SHORT EXERCISE
Some lines in the listing below may include the string "index". How many are there? Give only the number.

[Pages as source code]
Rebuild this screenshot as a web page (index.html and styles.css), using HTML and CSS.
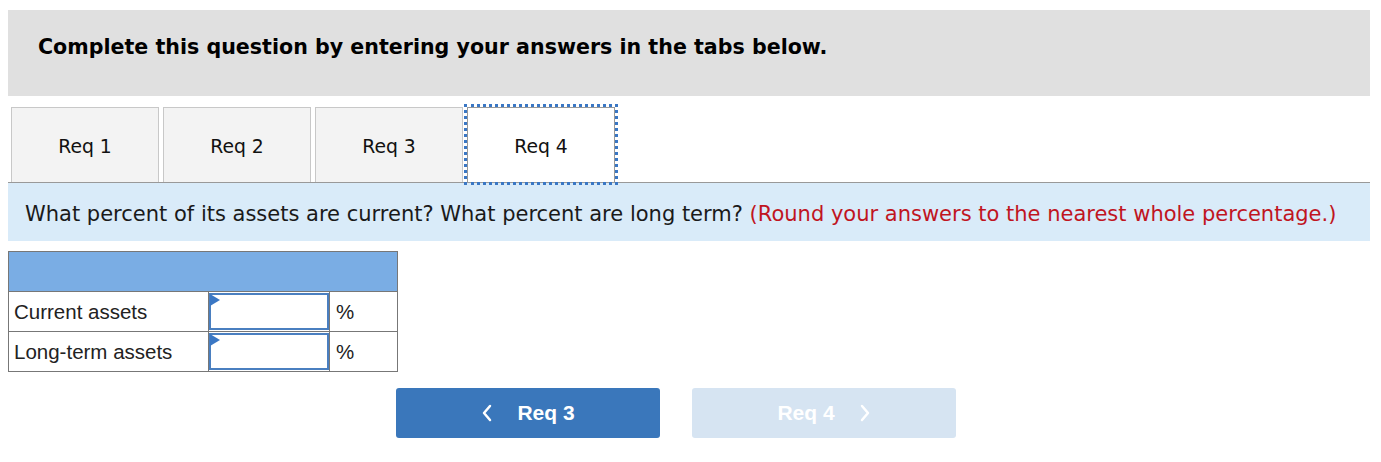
FILE: index.html
```html
<!DOCTYPE html>
<html>
<head>
<meta charset="utf-8">
<link rel="stylesheet" href="styles.css">
</head>
<body>
<div class="page">
  <div class="header">Complete this question by entering your answers in the tabs below.</div>
  <div class="tabs">
    <div class="tab">Req 1</div>
    <div class="tab">Req 2</div>
    <div class="tab">Req 3</div>
    <div class="tab active">Req 4</div>
  </div>
  <div class="instr">What percent of its assets are current? What percent are long term? <span class="red">(Round your answers to the nearest whole percentage.)</span></div>
  <table class="grid">
    <tr class="head"><td colspan="3"></td></tr>
    <tr>
      <td class="lbl">Current assets</td>
      <td class="inp"><div class="box"><span class="tri"></span></div></td>
      <td class="pct">%</td>
    </tr>
    <tr>
      <td class="lbl">Long-term assets</td>
      <td class="inp"><div class="box"><span class="tri"></span></div></td>
      <td class="pct">%</td>
    </tr>
  </table>
  <div class="nav">
    <div class="btn prev">
      <svg class="chev" width="12" height="18" viewBox="0 0 12 18"><polyline points="9,2 3,9 9,16" fill="none" stroke="#fff" stroke-width="2.5" stroke-linecap="round" stroke-linejoin="round"/></svg>
      <span>Req 3</span>
    </div>
    <div class="btn next">
      <span>Req 4</span>
      <svg class="chev" width="12" height="18" viewBox="0 0 12 18"><polyline points="3,2 9,9 3,16" fill="none" stroke="#fff" stroke-width="2.5" stroke-linecap="round" stroke-linejoin="round"/></svg>
    </div>
  </div>
</div>
</body>
</html>
```

FILE: styles.css
```css
html, body {
  margin: 0;
  padding: 0;
  background: #fff;
}
.page {
  margin: 10px 0 0 8px;
  width: 1362px;
  font-family: "DejaVu Sans", Verdana, sans-serif;
  color: #000;
}
.header {
  background: #e0e0e0;
  height: 86px;
  box-sizing: border-box;
  padding: 25px 0 0 30px;
  font-weight: bold;
  font-size: 20.6px;
  line-height: 24px;
}
.tabs {
  display: flex;
  gap: 4px;
  margin-top: 11px;
  padding-left: 3px;
  border-bottom: 1px solid #999;
  height: 75px;
}
.tab {
  width: 148px;
  height: 75px;
  box-sizing: border-box;
  background: #f3f3f3;
  border: 1px solid #c8c8c8;
  border-bottom: none;
  display: flex;
  align-items: center;
  justify-content: center;
  padding-top: 2px;
  font-size: 18.8px;
  color: #111;
}
.tab.active {
  background: #fff;
  border-color: #999;
  height: 75px;
  outline: 3px dotted #3a77c4;
  outline-offset: 0;
  position: relative;
  z-index: 1;
}
.instr {
  background: #d9ebf9;
  height: 58px;
  box-sizing: border-box;
  padding: 19px 0 0 17px;
  font-size: 21px;
  line-height: 24px;
  color: #1a1a1a;
}
.red {
  color: #c0151f;
}
.grid {
  margin-top: 10px;
  border-collapse: collapse;
  font-family: "Liberation Sans", Arial, sans-serif;
  font-size: 20.5px;
}
.grid td {
  border: 1px solid #777;
  padding: 0;
  height: 39px;
}
.grid .head td {
  background: #7aade4;
}
.lbl {
  width: 194px;
  padding-left: 5px !important;
  color: #222;
}
.inp {
  width: 120px;
}
.pct {
  width: 61px;
  padding-left: 6px !important;
  color: #222;
}
.box {
  position: relative;
  height: 37px;
  box-sizing: border-box;
  border: 2px solid #4a7fc0;
  background: #fff;
}
.tri {
  position: absolute;
  left: -1px;
  top: -1px;
  width: 0;
  height: 0;
  border-top: 6px solid transparent;
  border-bottom: 6px solid transparent;
  border-left: 10px solid #3a77c4;
}
.nav {
  display: flex;
  gap: 32px;
  margin-top: 16px;
  padding-left: 388px;
}
.btn {
  width: 264px;
  height: 50px;
  border-radius: 3px;
  display: flex;
  align-items: center;
  justify-content: center;
  gap: 24px;
  font-family: "Liberation Sans", Arial, sans-serif;
  font-weight: bold;
  font-size: 21px;
  color: #fff;
}
.btn.prev {
  background: #3a77bb;
}
.btn.next {
  background: #d6e4f2;
}
.chev {
  display: block;
}
```
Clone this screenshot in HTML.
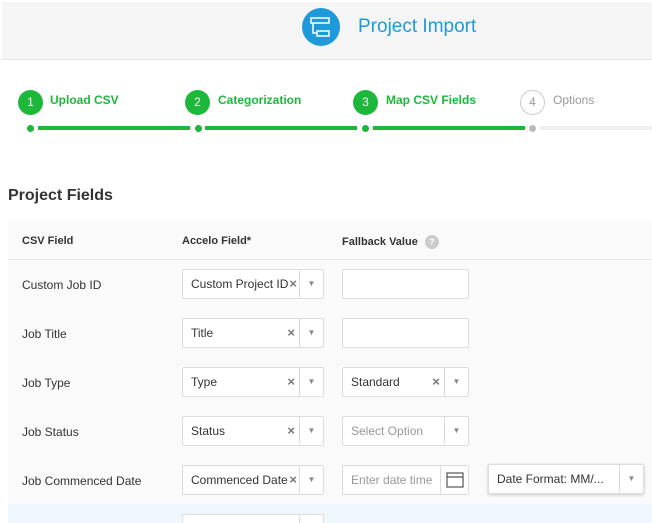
<!DOCTYPE html>
<html><head><style>
*{box-sizing:border-box;margin:0;padding:0}
html,body{width:652px;height:523px;overflow:hidden}
body{background:#fff;font-family:"Liberation Sans",sans-serif;color:#333;position:relative}
.hdr{position:absolute;left:2px;top:2px;width:650px;height:58px;background:#f5f5f5;border-bottom:1px solid #e6e6e6}
.logo{position:absolute;left:302px;top:8px;width:38px;height:38px;border-radius:50%;background:#1e9ad8}
.title{position:absolute;left:358px;top:16px;font-size:19px;color:#1e9ad8}
.sc{position:absolute;top:90px;width:25px;height:25px;border-radius:50%;background:#1db83a;color:#fff;font-size:12px;text-align:center;line-height:25px}
.sc.g{background:#fff;border:1px solid #ccc;color:#999;line-height:23px}
.sl{position:absolute;top:93px;font-size:12px;color:#1db83a;font-weight:bold}
.dot{position:absolute;top:125px;width:7px;height:7px;border-radius:50%;background:#1db83a}
.ln{position:absolute;top:126px;height:4px;background:#1db83a}
.pf{position:absolute;left:8px;top:187px;font-size:16px;font-weight:bold;color:#333}
.tb{position:absolute;left:8px;top:220px;width:644px;height:303px;background:#fafafa}
.th{position:absolute;top:235px;font-size:11px;font-weight:bold;color:#333}
.lbl{position:absolute;left:22px;font-size:12px;color:#333}
.box{position:absolute;height:30px;background:#fff;border:1px solid #ddd;border-radius:2px;font-size:12px;color:#333;padding-left:8px;line-height:28px;overflow:hidden;white-space:nowrap}
.box .x{position:absolute;right:28px;top:0;font-size:13px;font-weight:bold;color:#777}
.box .ar{position:absolute;right:0;top:0;width:24px;height:28px;border-left:1px solid #ddd;text-align:center;font-size:8px;color:#888}
.ph{color:#999}
</style></head><body>
<div class="hdr"></div>
<div class="logo"><svg width="38" height="38" viewBox="0 0 38 38" fill="none" stroke="#fff" stroke-width="1.5"><rect x="9" y="10" width="18" height="5"/><rect x="15" y="23" width="12" height="5"/><path d="M11 15v10h4"/></svg></div>
<div class="title">Project Import</div>

<div class="sc" style="left:18px">1</div><div class="sl" style="left:50px">Upload CSV</div>
<div class="sc" style="left:185px">2</div><div class="sl" style="left:218px">Categorization</div>
<div class="sc" style="left:353px">3</div><div class="sl" style="left:386px">Map CSV Fields</div>
<div class="sc g" style="left:520px">4</div><div class="sl" style="left:553px;color:#999;font-weight:normal">Options</div>
<div class="dot" style="left:27px"></div><div class="ln" style="left:38px;width:152px"></div>
<div class="dot" style="left:195px"></div><div class="ln" style="left:205px;width:152px"></div>
<div class="dot" style="left:362px"></div><div class="ln" style="left:373px;width:152px"></div>
<div class="dot" style="left:529px;background:#bbb"></div><div class="ln" style="left:540px;width:112px;background:#eee"></div>

<div class="pf">Project Fields</div>
<div class="tb"></div>
<div style="position:absolute;left:8px;top:259px;width:644px;height:1px;background:#e8e8e8"></div>
<div class="th" style="left:22px">CSV Field</div>
<div class="th" style="left:182px">Accelo Field*</div>
<div class="th" style="left:342px">Fallback Value <span style="display:inline-block;width:14px;height:14px;border-radius:50%;background:#ccc;color:#fff;font-size:9px;text-align:center;line-height:14px;margin-left:4px">?</span></div>

<div class="lbl" style="top:278px">Custom Job ID</div>
<div class="box" style="left:182px;top:269px;width:142px">Custom Project ID<span class="x" style="right:26px">×</span><span class="ar">▼</span></div>
<div class="box" style="left:342px;top:269px;width:127px"></div>

<div class="lbl" style="top:327px">Job Title</div>
<div class="box" style="left:182px;top:318px;width:142px">Title<span class="x">×</span><span class="ar">▼</span></div>
<div class="box" style="left:342px;top:318px;width:127px"></div>

<div class="lbl" style="top:376px">Job Type</div>
<div class="box" style="left:182px;top:367px;width:142px">Type<span class="x">×</span><span class="ar">▼</span></div>
<div class="box" style="left:342px;top:367px;width:127px">Standard<span class="x">×</span><span class="ar">▼</span></div>

<div class="lbl" style="top:425px">Job Status</div>
<div class="box" style="left:182px;top:416px;width:142px">Status<span class="x">×</span><span class="ar">▼</span></div>
<div class="box" style="left:342px;top:416px;width:127px"><span class="ph">Select Option</span><span class="ar">▼</span></div>

<div class="lbl" style="top:474px">Job Commenced Date</div>
<div class="box" style="left:182px;top:465px;width:142px">Commenced Date<span class="x" style="right:26px">×</span><span class="ar">▼</span></div>
<div class="box" style="left:342px;top:465px;width:127px"><span class="ph">Enter date time</span><span class="ar" style="width:28px"><svg width="20" height="18" viewBox="0 0 20 18" style="margin-top:5px" fill="none" stroke="#555" stroke-width="1.2"><rect x="2" y="2" width="16" height="14"/><path d="M2 6h16"/></svg></span></div>
<div class="box" style="left:488px;top:464px;width:156px;box-shadow:0 1px 3px rgba(0,0,0,.2)">Date Format: MM/...<span class="ar">▼</span></div>

<div style="position:absolute;left:8px;top:504px;width:644px;height:19px;background:#eef8fc"></div>
<div class="box" style="left:182px;top:514px;width:142px;height:9px;border-bottom:none"><span class="ar" style="height:9px"></span></div>
</body></html>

EXPECTED ANSWER
3